The HECTOR project, funded under the German Ministry of Education and Research (FKZ 03EN2006A‑F) and part of the ENPRO 2.0 initiative, ran from 2018 to mid‑2023. Its aim was to develop an efficient modular chemical plant concept by optimising module selection, detecting inefficient operating states, analysing module interactions and handling planning uncertainty. The research was carried out by a consortium of the Technical University of Darmstadt (TUDa‑Opt and TUDa‑Fluid), the industrial partners Klaus Union, Lewa, NETZSCH, the consulting firm IAV, and the chemical company Evonik. TUDa‑Opt led the work packages on the optimal module kit (AP 1) and system‑optimised plant design (AP 3), while TUDa‑Fluid coordinated the wear‑testing work package (AP 2). IAV supplied measurement data and modelling expertise, and Evonik contributed real‑world operating data and helped shape the practical relevance of the module kit. The consortium met monthly via video conferences and held semi‑annual status meetings with the project sponsor, Dechema, to keep the project on track.

The technical core of the report concerns wear detection on two pump types. For the centrifugal pump, vibration sensors were mounted at several positions on the impeller housing. Analysis of the sensor signals revealed that a sensor placed vertically on the housing (channel 2) provided the clearest indication of wear when the impeller gap, throttle gap and axial bearing were altered. At rotational speeds of 1 450 rpm and 2 900 rpm, frequencies above 1 000 Hz showed a pronounced shift in the vibration spectrum for both artificial and abrasive wear. Orbit analysis, which requires two orthogonal sensors, demonstrated that wear changes the kinetic trajectory of the vibration signal, producing larger orbit displacements. However, the displacement was not consistent across the full flow range and did not always provide a distinct diagnostic marker. The study concluded that vibration alone is insufficient for reliable field diagnostics and that additional sensors such as pressure or flow should be integrated to increase robustness.

For the piston‑membrane pump, Lewa performed extensive wear tests on the fluid valve (FV), hydraulic valve (HV) and piston‑bushing pair (KBP) across normal, light, medium and severe wear levels. A broad sensor suite—rotational angle, hydraulic pressure, discharge pressure, speed, torque, flow and acoustic emission—was used in a laboratory setting to identify measurable differences. Normalised hydraulic pressure plotted against rotational angle revealed that FV wear caused an earlier pressure rise at points A1 and A2, whereas HV and KBP wear produced a delayed rise. Torque measurements across operating points (21, 88, 220 rpm and 5, 15, 30 bar) showed distinct patterns for each wear type, confirming that torque is a useful indicator. The analysis highlighted that a minimal set of sensors, particularly hydraulic pressure and torque, could discriminate between wear locations, but that field deployments would benefit from a combined sensor approach.

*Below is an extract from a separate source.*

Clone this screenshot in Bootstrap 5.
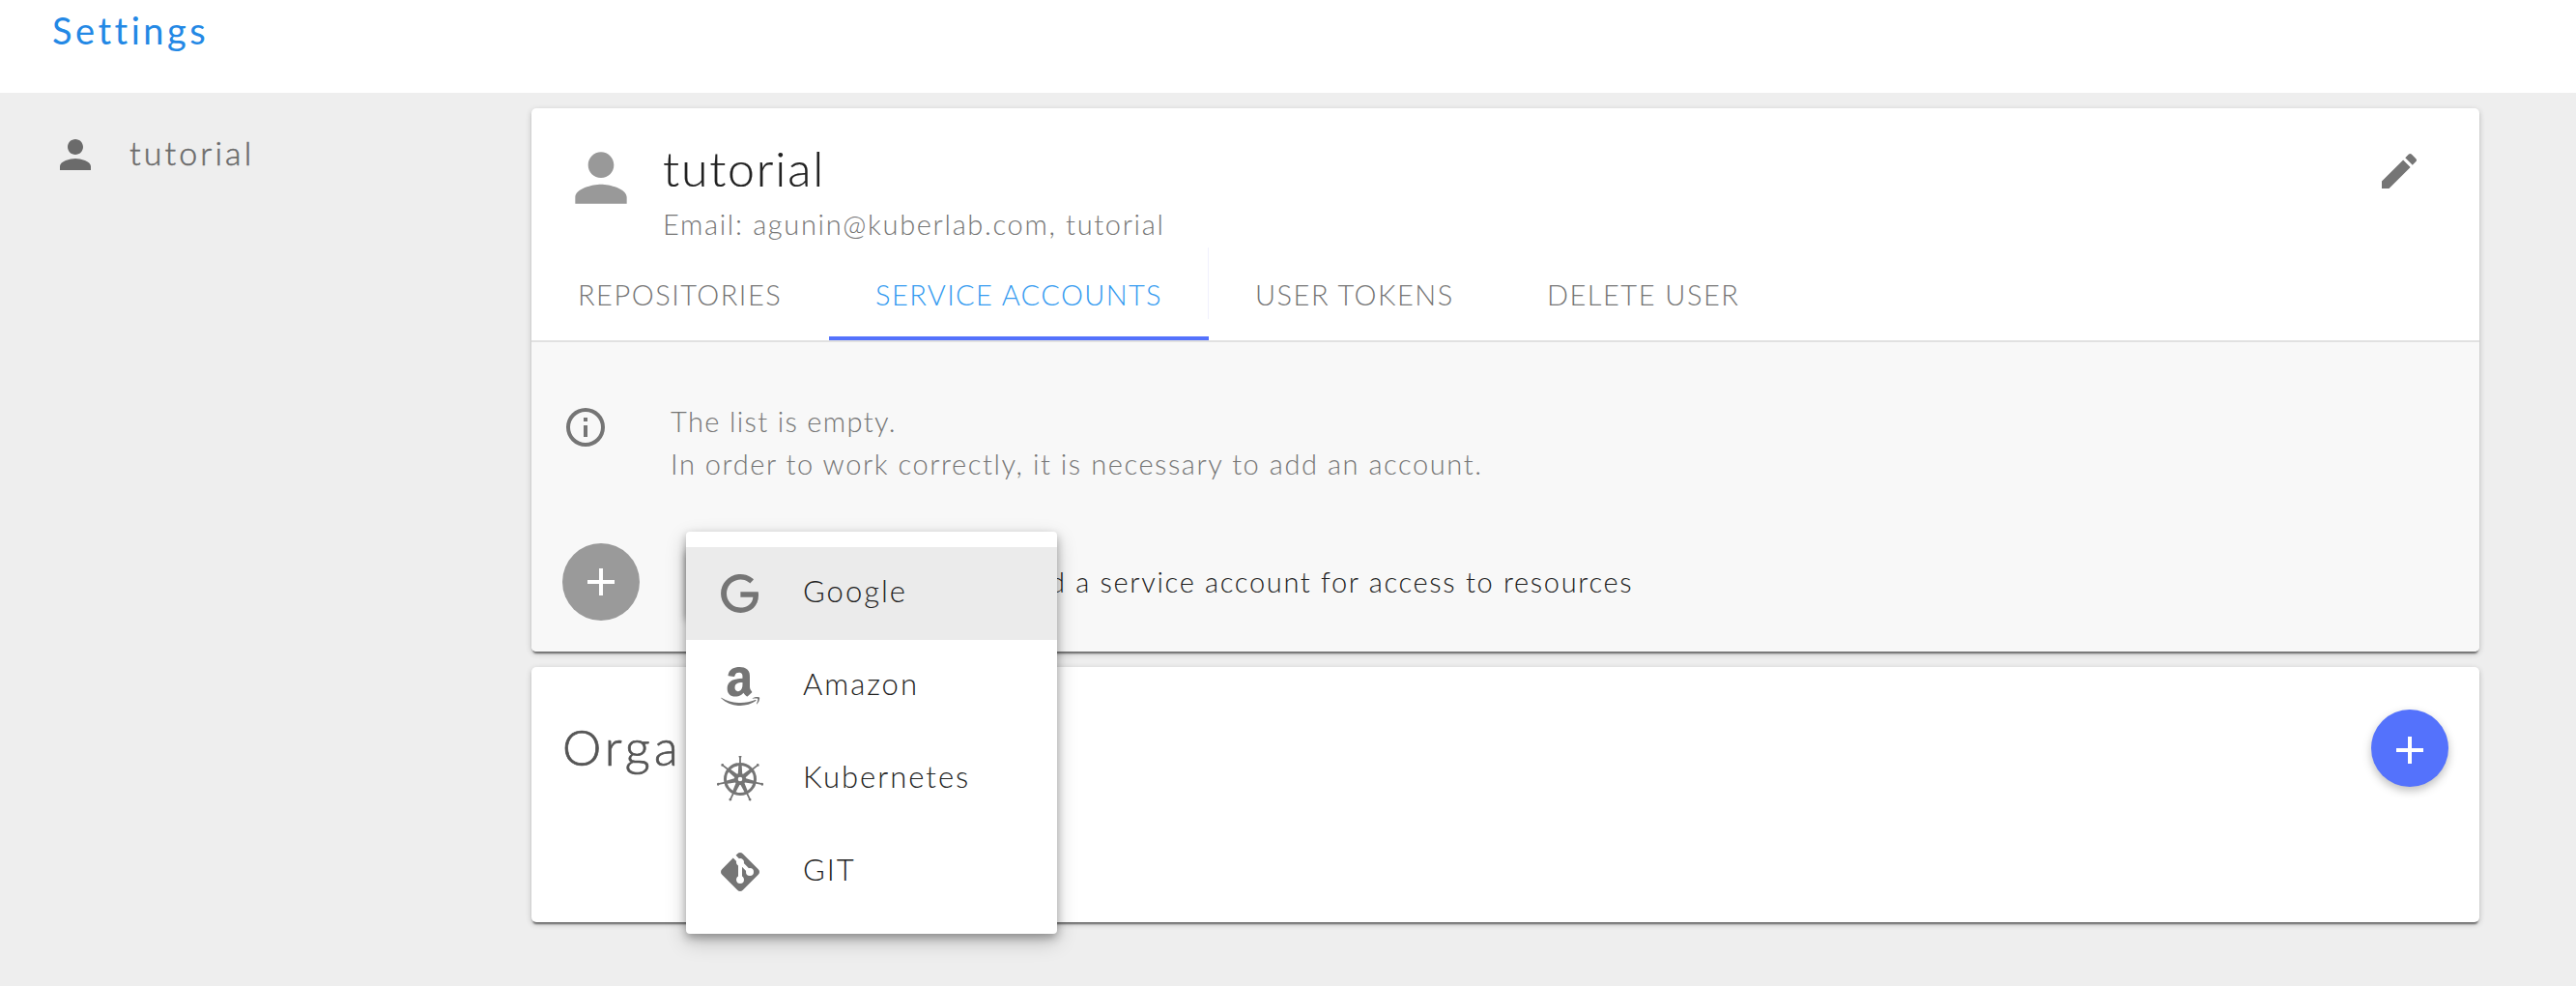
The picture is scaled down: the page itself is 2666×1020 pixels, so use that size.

Overall, the HECTOR study demonstrated the potential of sensor‑based wear detection but also its limitations. The consortium did not develop a final diagnostic concept; instead, the focus remained on detailed wear measurement and analysis to inform future soft‑sensor development. The findings provide a foundation for integrating wear diagnostics into modular plant design, thereby supporting the project’s overarching goal of improving energy efficiency and reducing downtime in chemical processes.